▸ SHORT EXERCISE
Set down each line of the data below exactly as it stands, dropping the pictures.

▸ RECORDED DATA
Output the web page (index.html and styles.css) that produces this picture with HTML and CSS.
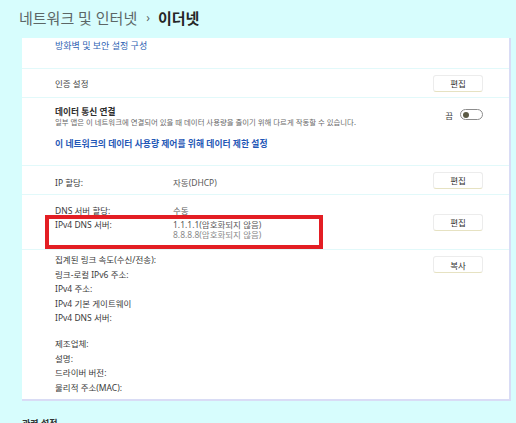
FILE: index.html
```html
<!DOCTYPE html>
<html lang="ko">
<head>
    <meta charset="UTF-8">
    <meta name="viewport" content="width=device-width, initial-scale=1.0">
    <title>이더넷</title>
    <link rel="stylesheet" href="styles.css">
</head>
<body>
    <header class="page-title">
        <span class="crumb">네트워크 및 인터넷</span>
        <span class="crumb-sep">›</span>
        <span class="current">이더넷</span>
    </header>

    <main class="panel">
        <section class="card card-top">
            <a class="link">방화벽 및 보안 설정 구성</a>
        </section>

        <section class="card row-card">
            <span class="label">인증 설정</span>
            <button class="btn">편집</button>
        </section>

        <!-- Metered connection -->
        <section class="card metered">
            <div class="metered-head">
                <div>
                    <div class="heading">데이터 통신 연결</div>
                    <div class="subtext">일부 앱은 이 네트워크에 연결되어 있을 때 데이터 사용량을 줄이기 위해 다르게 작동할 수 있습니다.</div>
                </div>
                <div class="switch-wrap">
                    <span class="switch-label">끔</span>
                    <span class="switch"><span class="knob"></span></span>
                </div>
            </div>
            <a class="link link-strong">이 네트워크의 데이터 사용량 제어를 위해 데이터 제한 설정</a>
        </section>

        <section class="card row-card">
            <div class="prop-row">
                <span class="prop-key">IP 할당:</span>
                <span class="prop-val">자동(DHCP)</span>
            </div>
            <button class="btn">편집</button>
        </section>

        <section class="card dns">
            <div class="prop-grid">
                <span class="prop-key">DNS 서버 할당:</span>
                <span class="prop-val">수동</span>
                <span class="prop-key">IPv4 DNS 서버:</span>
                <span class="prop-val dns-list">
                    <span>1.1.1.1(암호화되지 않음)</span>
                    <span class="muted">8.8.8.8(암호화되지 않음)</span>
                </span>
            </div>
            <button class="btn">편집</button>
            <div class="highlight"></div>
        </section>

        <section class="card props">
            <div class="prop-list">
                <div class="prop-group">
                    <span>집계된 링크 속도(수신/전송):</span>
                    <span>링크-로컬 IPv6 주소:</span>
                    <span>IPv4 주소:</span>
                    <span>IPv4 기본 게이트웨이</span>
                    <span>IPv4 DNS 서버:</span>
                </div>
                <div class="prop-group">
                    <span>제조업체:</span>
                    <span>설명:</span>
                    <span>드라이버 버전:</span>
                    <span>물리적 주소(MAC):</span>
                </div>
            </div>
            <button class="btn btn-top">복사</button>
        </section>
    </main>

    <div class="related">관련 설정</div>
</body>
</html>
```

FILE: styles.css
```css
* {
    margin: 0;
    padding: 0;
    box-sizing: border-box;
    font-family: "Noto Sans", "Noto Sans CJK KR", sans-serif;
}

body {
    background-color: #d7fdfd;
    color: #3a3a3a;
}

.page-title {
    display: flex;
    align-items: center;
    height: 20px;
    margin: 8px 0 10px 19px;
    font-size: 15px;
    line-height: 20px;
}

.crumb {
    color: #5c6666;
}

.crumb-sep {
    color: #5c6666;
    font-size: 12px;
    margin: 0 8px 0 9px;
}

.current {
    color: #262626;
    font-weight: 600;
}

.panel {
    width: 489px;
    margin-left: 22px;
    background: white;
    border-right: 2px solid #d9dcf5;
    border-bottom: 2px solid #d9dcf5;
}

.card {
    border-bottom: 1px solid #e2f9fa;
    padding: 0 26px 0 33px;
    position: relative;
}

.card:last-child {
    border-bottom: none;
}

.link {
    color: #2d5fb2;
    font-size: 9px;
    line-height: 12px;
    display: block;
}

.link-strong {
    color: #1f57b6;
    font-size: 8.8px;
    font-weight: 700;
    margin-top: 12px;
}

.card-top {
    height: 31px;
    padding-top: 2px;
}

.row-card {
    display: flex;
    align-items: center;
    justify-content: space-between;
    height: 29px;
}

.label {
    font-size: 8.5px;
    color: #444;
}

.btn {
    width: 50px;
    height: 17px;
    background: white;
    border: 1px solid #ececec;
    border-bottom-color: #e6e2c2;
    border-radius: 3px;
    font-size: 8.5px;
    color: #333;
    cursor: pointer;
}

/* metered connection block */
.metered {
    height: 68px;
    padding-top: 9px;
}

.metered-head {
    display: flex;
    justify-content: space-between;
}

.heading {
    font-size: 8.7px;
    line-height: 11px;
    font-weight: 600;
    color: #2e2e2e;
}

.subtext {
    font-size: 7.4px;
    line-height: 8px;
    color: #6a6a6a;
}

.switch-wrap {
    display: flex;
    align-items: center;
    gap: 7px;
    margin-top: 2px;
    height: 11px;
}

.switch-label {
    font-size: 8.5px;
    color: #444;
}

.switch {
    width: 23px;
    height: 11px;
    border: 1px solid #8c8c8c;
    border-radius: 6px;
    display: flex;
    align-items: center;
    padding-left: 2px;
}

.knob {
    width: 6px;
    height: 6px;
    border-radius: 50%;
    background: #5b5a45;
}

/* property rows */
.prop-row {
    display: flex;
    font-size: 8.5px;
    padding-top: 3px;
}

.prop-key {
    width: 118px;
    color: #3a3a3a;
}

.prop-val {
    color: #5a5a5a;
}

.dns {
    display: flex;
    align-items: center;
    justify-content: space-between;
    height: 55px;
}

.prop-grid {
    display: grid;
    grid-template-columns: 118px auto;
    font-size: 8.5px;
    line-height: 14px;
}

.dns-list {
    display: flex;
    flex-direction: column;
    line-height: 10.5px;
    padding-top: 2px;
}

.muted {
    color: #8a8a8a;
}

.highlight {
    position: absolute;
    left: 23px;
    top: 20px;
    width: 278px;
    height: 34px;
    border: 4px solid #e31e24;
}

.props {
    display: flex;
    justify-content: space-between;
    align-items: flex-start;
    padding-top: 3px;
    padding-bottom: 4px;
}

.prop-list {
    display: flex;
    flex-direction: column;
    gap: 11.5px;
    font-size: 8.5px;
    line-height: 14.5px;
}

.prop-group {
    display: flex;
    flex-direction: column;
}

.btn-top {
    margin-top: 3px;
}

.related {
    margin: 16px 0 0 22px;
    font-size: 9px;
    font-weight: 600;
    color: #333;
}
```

▸ OUTPUT OF THE TASK
Output the web page (index.html and styles.css) that produces this picture with HTML and CSS.
FILE: index.html
```html
<!DOCTYPE html>
<html lang="ko">
<head>
    <meta charset="UTF-8">
    <meta name="viewport" content="width=device-width, initial-scale=1.0">
    <title>이더넷</title>
    <link rel="stylesheet" href="styles.css">
</head>
<body>
    <header class="page-title">
        <span class="crumb">네트워크 및 인터넷</span>
        <span class="crumb-sep">›</span>
        <span class="current">이더넷</span>
    </header>

    <main class="panel">
        <section class="card card-top">
            <a class="link">방화벽 및 보안 설정 구성</a>
        </section>

        <section class="card row-card">
            <span class="label">인증 설정</span>
            <button class="btn">편집</button>
        </section>

        <!-- Metered connection -->
        <section class="card metered">
            <div class="metered-head">
                <div>
                    <div class="heading">데이터 통신 연결</div>
                    <div class="subtext">일부 앱은 이 네트워크에 연결되어 있을 때 데이터 사용량을 줄이기 위해 다르게 작동할 수 있습니다.</div>
                </div>
                <div class="switch-wrap">
                    <span class="switch-label">끔</span>
                    <span class="switch"><span class="knob"></span></span>
                </div>
            </div>
            <a class="link link-strong">이 네트워크의 데이터 사용량 제어를 위해 데이터 제한 설정</a>
        </section>

        <section class="card row-card">
            <div class="prop-row">
                <span class="prop-key">IP 할당:</span>
                <span class="prop-val">자동(DHCP)</span>
            </div>
            <button class="btn">편집</button>
        </section>

        <section class="card dns">
            <div class="prop-grid">
                <span class="prop-key">DNS 서버 할당:</span>
                <span class="prop-val">수동</span>
                <span class="prop-key">IPv4 DNS 서버:</span>
                <span class="prop-val dns-list">
                    <span>1.1.1.1(암호화되지 않음)</span>
                    <span class="muted">8.8.8.8(암호화되지 않음)</span>
                </span>
            </div>
            <button class="btn">편집</button>
            <div class="highlight"></div>
        </section>

        <section class="card props">
            <div class="prop-list">
                <div class="prop-group">
                    <span>집계된 링크 속도(수신/전송):</span>
                    <span>링크-로컬 IPv6 주소:</span>
                    <span>IPv4 주소:</span>
                    <span>IPv4 기본 게이트웨이</span>
                    <span>IPv4 DNS 서버:</span>
                </div>
                <div class="prop-group">
                    <span>제조업체:</span>
                    <span>설명:</span>
                    <span>드라이버 버전:</span>
                    <span>물리적 주소(MAC):</span>
                </div>
            </div>
            <button class="btn btn-top">복사</button>
        </section>
    </main>

    <div class="related">관련 설정</div>
</body>
</html>
```

FILE: styles.css
```css
* {
    margin: 0;
    padding: 0;
    box-sizing: border-box;
    font-family: "Noto Sans", "Noto Sans CJK KR", sans-serif;
}

body {
    background-color: #d7fdfd;
    color: #3a3a3a;
}

.page-title {
    display: flex;
    align-items: center;
    height: 20px;
    margin: 8px 0 10px 19px;
    font-size: 15px;
    line-height: 20px;
}

.crumb {
    color: #5c6666;
}

.crumb-sep {
    color: #5c6666;
    font-size: 12px;
    margin: 0 8px 0 9px;
}

.current {
    color: #262626;
    font-weight: 600;
}

.panel {
    width: 489px;
    margin-left: 22px;
    background: white;
    border-right: 2px solid #d9dcf5;
    border-bottom: 2px solid #d9dcf5;
}

.card {
    border-bottom: 1px solid #e2f9fa;
    padding: 0 26px 0 33px;
    position: relative;
}

.card:last-child {
    border-bottom: none;
}

.link {
    color: #2d5fb2;
    font-size: 9px;
    line-height: 12px;
    display: block;
}

.link-strong {
    color: #1f57b6;
    font-size: 8.8px;
    font-weight: 700;
    margin-top: 12px;
}

.card-top {
    height: 31px;
    padding-top: 2px;
}

.row-card {
    display: flex;
    align-items: center;
    justify-content: space-between;
    height: 29px;
}

.label {
    font-size: 8.5px;
    color: #444;
}

.btn {
    width: 50px;
    height: 17px;
    background: white;
    border: 1px solid #ececec;
    border-bottom-color: #e6e2c2;
    border-radius: 3px;
    font-size: 8.5px;
    color: #333;
    cursor: pointer;
}

/* metered connection block */
.metered {
    height: 68px;
    padding-top: 9px;
}

.metered-head {
    display: flex;
    justify-content: space-between;
}

.heading {
    font-size: 8.7px;
    line-height: 11px;
    font-weight: 600;
    color: #2e2e2e;
}

.subtext {
    font-size: 7.4px;
    line-height: 8px;
    color: #6a6a6a;
}

.switch-wrap {
    display: flex;
    align-items: center;
    gap: 7px;
    margin-top: 2px;
    height: 11px;
}

.switch-label {
    font-size: 8.5px;
    color: #444;
}

.switch {
    width: 23px;
    height: 11px;
    border: 1px solid #8c8c8c;
    border-radius: 6px;
    display: flex;
    align-items: center;
    padding-left: 2px;
}

.knob {
    width: 6px;
    height: 6px;
    border-radius: 50%;
    background: #5b5a45;
}

/* property rows */
.prop-row {
    display: flex;
    font-size: 8.5px;
    padding-top: 3px;
}

.prop-key {
    width: 118px;
    color: #3a3a3a;
}

.prop-val {
    color: #5a5a5a;
}

.dns {
    display: flex;
    align-items: center;
    justify-content: space-between;
    height: 55px;
}

.prop-grid {
    display: grid;
    grid-template-columns: 118px auto;
    font-size: 8.5px;
    line-height: 14px;
}

.dns-list {
    display: flex;
    flex-direction: column;
    line-height: 10.5px;
    padding-top: 2px;
}

.muted {
    color: #8a8a8a;
}

.highlight {
    position: absolute;
    left: 23px;
    top: 20px;
    width: 278px;
    height: 34px;
    border: 4px solid #e31e24;
}

.props {
    display: flex;
    justify-content: space-between;
    align-items: flex-start;
    padding-top: 3px;
    padding-bottom: 4px;
}

.prop-list {
    display: flex;
    flex-direction: column;
    gap: 11.5px;
    font-size: 8.5px;
    line-height: 14.5px;
}

.prop-group {
    display: flex;
    flex-direction: column;
}

.btn-top {
    margin-top: 3px;
}

.related {
    margin: 16px 0 0 22px;
    font-size: 9px;
    font-weight: 600;
    color: #333;
}
```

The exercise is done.